------ Task material

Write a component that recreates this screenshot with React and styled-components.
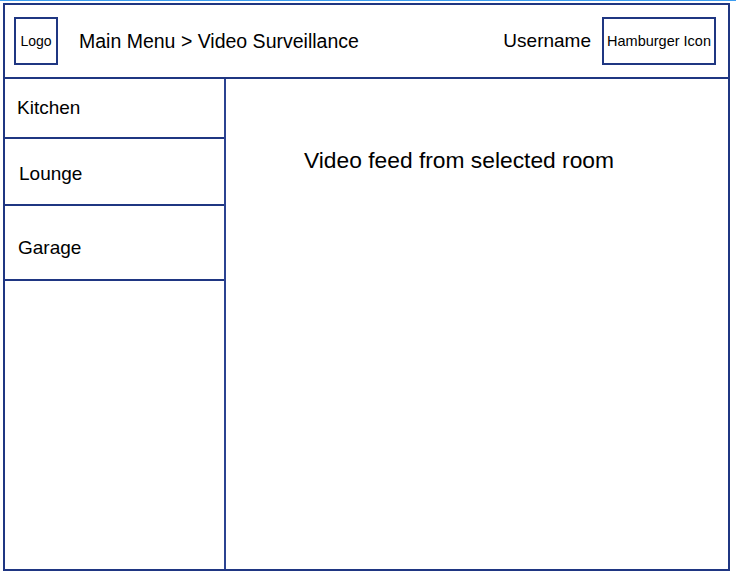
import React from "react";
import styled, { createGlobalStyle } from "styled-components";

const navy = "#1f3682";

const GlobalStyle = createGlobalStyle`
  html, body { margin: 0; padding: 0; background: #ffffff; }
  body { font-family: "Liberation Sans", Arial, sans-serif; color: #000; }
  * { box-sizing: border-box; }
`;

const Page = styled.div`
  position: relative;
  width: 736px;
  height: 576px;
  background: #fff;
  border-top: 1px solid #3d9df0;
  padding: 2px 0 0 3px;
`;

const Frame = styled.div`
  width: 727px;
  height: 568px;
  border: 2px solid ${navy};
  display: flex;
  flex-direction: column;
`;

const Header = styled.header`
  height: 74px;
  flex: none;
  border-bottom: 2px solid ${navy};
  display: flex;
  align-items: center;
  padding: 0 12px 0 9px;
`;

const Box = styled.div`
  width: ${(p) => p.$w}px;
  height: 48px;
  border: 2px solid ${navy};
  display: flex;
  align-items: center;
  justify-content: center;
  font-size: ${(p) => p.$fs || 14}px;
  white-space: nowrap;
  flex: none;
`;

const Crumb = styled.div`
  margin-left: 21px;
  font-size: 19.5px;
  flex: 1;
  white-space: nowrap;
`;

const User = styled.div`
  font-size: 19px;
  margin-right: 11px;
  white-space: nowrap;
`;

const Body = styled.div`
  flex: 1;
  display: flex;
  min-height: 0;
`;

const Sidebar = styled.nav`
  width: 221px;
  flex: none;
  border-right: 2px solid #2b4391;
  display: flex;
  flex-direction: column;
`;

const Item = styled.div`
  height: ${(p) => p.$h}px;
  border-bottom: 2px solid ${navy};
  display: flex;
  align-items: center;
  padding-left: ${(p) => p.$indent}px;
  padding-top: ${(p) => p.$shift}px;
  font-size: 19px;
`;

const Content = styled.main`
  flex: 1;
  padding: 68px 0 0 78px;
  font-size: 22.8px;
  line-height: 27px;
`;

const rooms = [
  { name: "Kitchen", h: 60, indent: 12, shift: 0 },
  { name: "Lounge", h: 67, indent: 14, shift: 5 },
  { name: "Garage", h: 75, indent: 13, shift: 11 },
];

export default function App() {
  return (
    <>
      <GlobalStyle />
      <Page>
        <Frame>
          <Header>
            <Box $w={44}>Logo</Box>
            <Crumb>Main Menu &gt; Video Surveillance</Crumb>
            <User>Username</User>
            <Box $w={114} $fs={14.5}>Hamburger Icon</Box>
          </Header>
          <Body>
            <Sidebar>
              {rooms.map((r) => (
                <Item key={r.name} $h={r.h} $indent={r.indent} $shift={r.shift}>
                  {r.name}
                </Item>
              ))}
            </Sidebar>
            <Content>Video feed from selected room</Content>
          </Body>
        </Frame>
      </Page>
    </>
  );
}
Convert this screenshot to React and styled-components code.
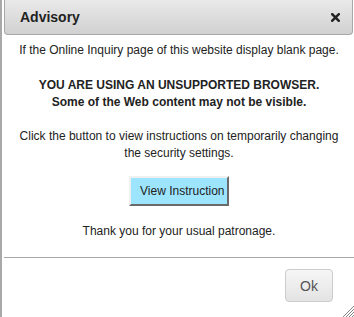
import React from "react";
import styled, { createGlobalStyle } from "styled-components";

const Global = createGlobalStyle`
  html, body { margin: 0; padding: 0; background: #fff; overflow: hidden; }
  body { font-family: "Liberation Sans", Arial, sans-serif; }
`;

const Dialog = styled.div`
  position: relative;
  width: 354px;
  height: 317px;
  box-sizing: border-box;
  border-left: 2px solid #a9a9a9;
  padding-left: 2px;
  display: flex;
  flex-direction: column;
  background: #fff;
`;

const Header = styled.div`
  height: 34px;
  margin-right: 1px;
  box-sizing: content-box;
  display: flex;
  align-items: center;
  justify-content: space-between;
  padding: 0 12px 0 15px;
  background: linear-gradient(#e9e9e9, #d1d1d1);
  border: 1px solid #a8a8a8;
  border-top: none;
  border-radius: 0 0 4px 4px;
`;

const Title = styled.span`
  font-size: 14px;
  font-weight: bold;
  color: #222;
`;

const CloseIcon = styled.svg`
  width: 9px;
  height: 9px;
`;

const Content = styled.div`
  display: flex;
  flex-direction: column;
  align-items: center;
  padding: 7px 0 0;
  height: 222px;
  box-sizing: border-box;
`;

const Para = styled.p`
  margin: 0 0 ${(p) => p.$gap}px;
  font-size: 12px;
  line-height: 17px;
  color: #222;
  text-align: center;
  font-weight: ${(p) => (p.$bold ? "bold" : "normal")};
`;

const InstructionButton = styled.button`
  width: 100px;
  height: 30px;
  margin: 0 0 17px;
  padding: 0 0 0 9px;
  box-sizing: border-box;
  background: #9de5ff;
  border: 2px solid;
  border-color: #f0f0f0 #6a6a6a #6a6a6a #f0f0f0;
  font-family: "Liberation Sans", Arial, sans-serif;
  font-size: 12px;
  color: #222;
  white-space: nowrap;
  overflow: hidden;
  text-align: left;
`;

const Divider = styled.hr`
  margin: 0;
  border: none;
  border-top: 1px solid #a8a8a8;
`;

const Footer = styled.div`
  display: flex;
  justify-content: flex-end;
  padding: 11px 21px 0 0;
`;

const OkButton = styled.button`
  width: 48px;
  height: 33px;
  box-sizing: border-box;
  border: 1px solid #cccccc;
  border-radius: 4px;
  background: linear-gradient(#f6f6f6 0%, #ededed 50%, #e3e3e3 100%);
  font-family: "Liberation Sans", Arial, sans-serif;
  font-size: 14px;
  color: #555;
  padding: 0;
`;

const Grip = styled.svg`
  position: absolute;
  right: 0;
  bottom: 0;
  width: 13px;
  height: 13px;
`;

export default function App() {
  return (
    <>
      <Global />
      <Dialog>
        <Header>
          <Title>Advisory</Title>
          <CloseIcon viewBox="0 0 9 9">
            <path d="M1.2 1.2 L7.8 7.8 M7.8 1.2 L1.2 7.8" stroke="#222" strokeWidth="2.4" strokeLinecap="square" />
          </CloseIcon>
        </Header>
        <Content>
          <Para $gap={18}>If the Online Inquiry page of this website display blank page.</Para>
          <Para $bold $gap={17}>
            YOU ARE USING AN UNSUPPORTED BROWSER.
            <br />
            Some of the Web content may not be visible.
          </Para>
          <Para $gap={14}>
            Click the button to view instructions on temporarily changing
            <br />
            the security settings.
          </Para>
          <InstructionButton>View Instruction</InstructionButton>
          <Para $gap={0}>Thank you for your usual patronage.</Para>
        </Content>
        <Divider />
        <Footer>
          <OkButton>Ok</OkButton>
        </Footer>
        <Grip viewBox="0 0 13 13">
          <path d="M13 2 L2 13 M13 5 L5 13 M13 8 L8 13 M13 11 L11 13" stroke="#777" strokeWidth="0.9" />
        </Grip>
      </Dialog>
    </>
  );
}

------------

* [Work to do] Write out the whole listing again, exactly, with no pictures.

* [Written reply]
Write a component that recreates this screenshot with React and styled-components.
import React from "react";
import styled, { createGlobalStyle } from "styled-components";

const navy = "#1f3682";

const GlobalStyle = createGlobalStyle`
  html, body { margin: 0; padding: 0; background: #ffffff; }
  body { font-family: "Liberation Sans", Arial, sans-serif; color: #000; }
  * { box-sizing: border-box; }
`;

const Page = styled.div`
  position: relative;
  width: 736px;
  height: 576px;
  background: #fff;
  border-top: 1px solid #3d9df0;
  padding: 2px 0 0 3px;
`;

const Frame = styled.div`
  width: 727px;
  height: 568px;
  border: 2px solid ${navy};
  display: flex;
  flex-direction: column;
`;

const Header = styled.header`
  height: 74px;
  flex: none;
  border-bottom: 2px solid ${navy};
  display: flex;
  align-items: center;
  padding: 0 12px 0 9px;
`;

const Box = styled.div`
  width: ${(p) => p.$w}px;
  height: 48px;
  border: 2px solid ${navy};
  display: flex;
  align-items: center;
  justify-content: center;
  font-size: ${(p) => p.$fs || 14}px;
  white-space: nowrap;
  flex: none;
`;

const Crumb = styled.div`
  margin-left: 21px;
  font-size: 19.5px;
  flex: 1;
  white-space: nowrap;
`;

const User = styled.div`
  font-size: 19px;
  margin-right: 11px;
  white-space: nowrap;
`;

const Body = styled.div`
  flex: 1;
  display: flex;
  min-height: 0;
`;

const Sidebar = styled.nav`
  width: 221px;
  flex: none;
  border-right: 2px solid #2b4391;
  display: flex;
  flex-direction: column;
`;

const Item = styled.div`
  height: ${(p) => p.$h}px;
  border-bottom: 2px solid ${navy};
  display: flex;
  align-items: center;
  padding-left: ${(p) => p.$indent}px;
  padding-top: ${(p) => p.$shift}px;
  font-size: 19px;
`;

const Content = styled.main`
  flex: 1;
  padding: 68px 0 0 78px;
  font-size: 22.8px;
  line-height: 27px;
`;

const rooms = [
  { name: "Kitchen", h: 60, indent: 12, shift: 0 },
  { name: "Lounge", h: 67, indent: 14, shift: 5 },
  { name: "Garage", h: 75, indent: 13, shift: 11 },
];

export default function App() {
  return (
    <>
      <GlobalStyle />
      <Page>
        <Frame>
          <Header>
            <Box $w={44}>Logo</Box>
            <Crumb>Main Menu &gt; Video Surveillance</Crumb>
            <User>Username</User>
            <Box $w={114} $fs={14.5}>Hamburger Icon</Box>
          </Header>
          <Body>
            <Sidebar>
              {rooms.map((r) => (
                <Item key={r.name} $h={r.h} $indent={r.indent} $shift={r.shift}>
                  {r.name}
                </Item>
              ))}
            </Sidebar>
            <Content>Video feed from selected room</Content>
          </Body>
        </Frame>
      </Page>
    </>
  );
}
Convert this screenshot to React and styled-components code.
import React from "react";
import styled, { createGlobalStyle } from "styled-components";

const Global = createGlobalStyle`
  html, body { margin: 0; padding: 0; background: #fff; overflow: hidden; }
  body { font-family: "Liberation Sans", Arial, sans-serif; }
`;

const Dialog = styled.div`
  position: relative;
  width: 354px;
  height: 317px;
  box-sizing: border-box;
  border-left: 2px solid #a9a9a9;
  padding-left: 2px;
  display: flex;
  flex-direction: column;
  background: #fff;
`;

const Header = styled.div`
  height: 34px;
  margin-right: 1px;
  box-sizing: content-box;
  display: flex;
  align-items: center;
  justify-content: space-between;
  padding: 0 12px 0 15px;
  background: linear-gradient(#e9e9e9, #d1d1d1);
  border: 1px solid #a8a8a8;
  border-top: none;
  border-radius: 0 0 4px 4px;
`;

const Title = styled.span`
  font-size: 14px;
  font-weight: bold;
  color: #222;
`;

const CloseIcon = styled.svg`
  width: 9px;
  height: 9px;
`;

const Content = styled.div`
  display: flex;
  flex-direction: column;
  align-items: center;
  padding: 7px 0 0;
  height: 222px;
  box-sizing: border-box;
`;

const Para = styled.p`
  margin: 0 0 ${(p) => p.$gap}px;
  font-size: 12px;
  line-height: 17px;
  color: #222;
  text-align: center;
  font-weight: ${(p) => (p.$bold ? "bold" : "normal")};
`;

const InstructionButton = styled.button`
  width: 100px;
  height: 30px;
  margin: 0 0 17px;
  padding: 0 0 0 9px;
  box-sizing: border-box;
  background: #9de5ff;
  border: 2px solid;
  border-color: #f0f0f0 #6a6a6a #6a6a6a #f0f0f0;
  font-family: "Liberation Sans", Arial, sans-serif;
  font-size: 12px;
  color: #222;
  white-space: nowrap;
  overflow: hidden;
  text-align: left;
`;

const Divider = styled.hr`
  margin: 0;
  border: none;
  border-top: 1px solid #a8a8a8;
`;

const Footer = styled.div`
  display: flex;
  justify-content: flex-end;
  padding: 11px 21px 0 0;
`;

const OkButton = styled.button`
  width: 48px;
  height: 33px;
  box-sizing: border-box;
  border: 1px solid #cccccc;
  border-radius: 4px;
  background: linear-gradient(#f6f6f6 0%, #ededed 50%, #e3e3e3 100%);
  font-family: "Liberation Sans", Arial, sans-serif;
  font-size: 14px;
  color: #555;
  padding: 0;
`;

const Grip = styled.svg`
  position: absolute;
  right: 0;
  bottom: 0;
  width: 13px;
  height: 13px;
`;

export default function App() {
  return (
    <>
      <Global />
      <Dialog>
        <Header>
          <Title>Advisory</Title>
          <CloseIcon viewBox="0 0 9 9">
            <path d="M1.2 1.2 L7.8 7.8 M7.8 1.2 L1.2 7.8" stroke="#222" strokeWidth="2.4" strokeLinecap="square" />
          </CloseIcon>
        </Header>
        <Content>
          <Para $gap={18}>If the Online Inquiry page of this website display blank page.</Para>
          <Para $bold $gap={17}>
            YOU ARE USING AN UNSUPPORTED BROWSER.
            <br />
            Some of the Web content may not be visible.
          </Para>
          <Para $gap={14}>
            Click the button to view instructions on temporarily changing
            <br />
            the security settings.
          </Para>
          <InstructionButton>View Instruction</InstructionButton>
          <Para $gap={0}>Thank you for your usual patronage.</Para>
        </Content>
        <Divider />
        <Footer>
          <OkButton>Ok</OkButton>
        </Footer>
        <Grip viewBox="0 0 13 13">
          <path d="M13 2 L2 13 M13 5 L5 13 M13 8 L8 13 M13 11 L11 13" stroke="#777" strokeWidth="0.9" />
        </Grip>
      </Dialog>
    </>
  );
}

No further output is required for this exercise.